Re: Incorrect handling of OOM in WAL replay leading to data loss

From: Kyotaro Horiguchi <horikyota(dot)ntt(at)gmail(dot)com>
To: michael(at)paquier(dot)xyz
Cc: pgsql-hackers(at)lists(dot)postgresql(dot)org, ethmertz(at)amazon(dot)com, nathandbossart(at)gmail(dot)com, pgsql(at)j-davis(dot)com, sawada(dot)mshk(at)gmail(dot)com
Subject: Re: Incorrect handling of OOM in WAL replay leading to data loss
Date: 2023-08-01 06:28:54
Message-ID: 20230801.152854.605125182959292988.horikyota.ntt@gmail.com
Views: Raw Message | Whole Thread | Download mbox | Resend email
Thread:
Lists: pgsql-hackers

At Tue, 1 Aug 2023 14:03:36 +0900, Michael Paquier <michael(at)paquier(dot)xyz> wrote in
> On Tue, Aug 01, 2023 at 01:51:13PM +0900, Kyotaro Horiguchi wrote:
> > I believe a database server is not supposed to be executed under such
> > a memory-constrained environment.
>
> I don't really follow this argument. The backend and the frontends
> are reliable on OOM, where we generate ERRORs or even FATALs depending
> on the code path involved.
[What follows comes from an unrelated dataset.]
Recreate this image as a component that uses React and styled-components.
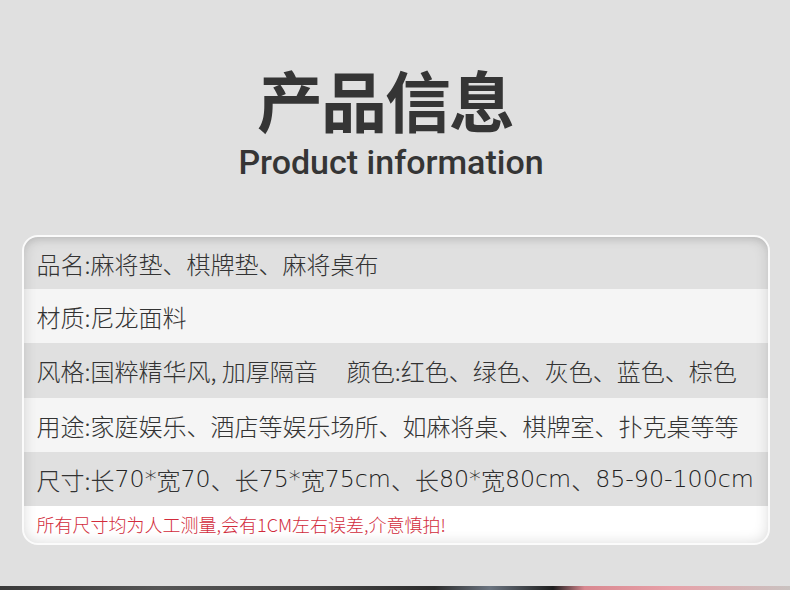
import styled, { createGlobalStyle } from 'styled-components'

const GlobalStyle = createGlobalStyle`
    html, body {
        margin: 0;
        padding: 0;
        background: #e0e0e0;
    }
`

const Page = styled.div`
    width: 790px;
    height: 590px;
    background: #e0e0e0;
    display: flex;
    flex-direction: column;
    align-items: center;
    overflow: hidden;
    font-family: "Noto Sans CJK SC", "Liberation Sans", sans-serif;
`

const Header = styled.header`
    display: flex;
    flex-direction: column;
    align-items: center;
    padding-top: 61px;
    height: 235px;
    flex-shrink: 0;
    box-sizing: border-box;
    width: 100%;
    margin-left: -8px;
`

const Title = styled.h1`
    margin: 0 12px 0 0;
    font-size: 66px;
    line-height: 74px;
    font-weight: 700;
    color: #353535;
    letter-spacing: -2px;
`

const Subtitle = styled.div`
    font-family: Roboto, "Liberation Sans", sans-serif;
    font-size: 34px;
    font-weight: 500;
    line-height: 36px;
    color: #353535;
    margin-top: 9px;
`

const Card = styled.section`
    position: relative;
    width: 748px;
    margin-left: 1px;
    border: 2px solid #fbfbfb;
    border-radius: 16px;
    overflow: hidden;
    box-sizing: border-box;
    &::after {
        content: '';
        position: absolute;
        inset: 0;
        border-radius: 14px;
        pointer-events: none;
        box-shadow: inset 0 0 14px rgba(0, 0, 0, 0.14), inset 0 6px 10px -6px rgba(0, 0, 0, 0.12);
    }
`

const Row = styled.div`
    display: flex;
    align-items: center;
    height: ${props => props.h}px;
    padding-left: 13px;
    background: ${props => props.bg};
    color: #333;
    font-size: 24px;
    font-weight: 300;
    white-space: nowrap;
`

const Latin = styled.span`
    font-family: "DejaVu Sans", "Liberation Sans", sans-serif;
    font-weight: 200;
    font-size: 23.7px;
    color: #222;
`

const Note = styled(Row)`
    color: #d22c3c;
    font-size: 18px;
    font-weight: 300;
    padding-bottom: 2px;
`

const Gap = styled.span`
    display: inline-block;
    width: ${props => props.w}px;
`

const BottomStrip = styled.div`
    margin-top: auto;
    width: 100%;
    height: 4px;
    background: linear-gradient(90deg, #3a3a3a 0%, #555 20%, #444 40%, #2c2c2c 55%, #6b7480 62%, #1e1e1e 70%, #d98890 74%, #e8a0a8 85%, #c9c2c0 100%);
`

// split digits/latin out so they can use a wider face
const mixed = s =>
    s.split(/([0-9A-Za-z*\-]+)/).map((part, i) =>
        /[0-9A-Za-z]/.test(part) ? <Latin key={i}>{part}</Latin> : part
    )

const rows = [
    { h: 52, bg: '#e0e0e0', text: '品名:麻将垫、棋牌垫、麻将桌布' },
    { h: 54, bg: '#f5f5f5', text: '材质:尼龙面料' },
    { h: 55, bg: '#e0e0e0', text: '风格:国粹精华风, 加厚隔音', extra: '颜色:红色、绿色、灰色、蓝色、棕色' },
    { h: 54, bg: '#f5f5f5', text: '用途:家庭娱乐、酒店等娱乐场所、如麻将桌、棋牌室、扑克桌等等' },
    { h: 54, bg: '#e0e0e0', text: '尺寸:长70*宽70、长75*宽75cm、长80*宽80cm、85-90-100cm' },
]

const App = () => {
    return (
        <Page>
            <GlobalStyle />
            <Header>
                <Title>产品信息</Title>
                <Subtitle>Product information</Subtitle>
            </Header>
            <Card>
                {rows.map((r, i) => (
                    <Row key={i} h={r.h} bg={r.bg}>
                        {mixed(r.text)}
                        {r.extra && <><Gap w={29} />{r.extra}</>}
                    </Row>
                ))}
                <Note h={35} bg="#ffffff">所有尺寸均为人工测量,会有1CM左右误差,介意慎拍!</Note>
            </Card>
            <BottomStrip />
        </Page>
    )
}

export default App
A memory bounded environment is something
> that can easily happen if one's not careful enough with the sizing of

I didn't meant that OOM should not happen. I mentioned an environemnt
where allocation failure can happen while crash recovery. Anyway I
didn't meant that we shouldn't "fix" it.

> the instance. For example, this error can be triggered on a standby
> with read-only queries that put pressure on the host's memory.

I thoght that the failure on a stanby results in continuing to retry
reading the next record. However, I found that there's a case where
start process stops in response to OOM [1].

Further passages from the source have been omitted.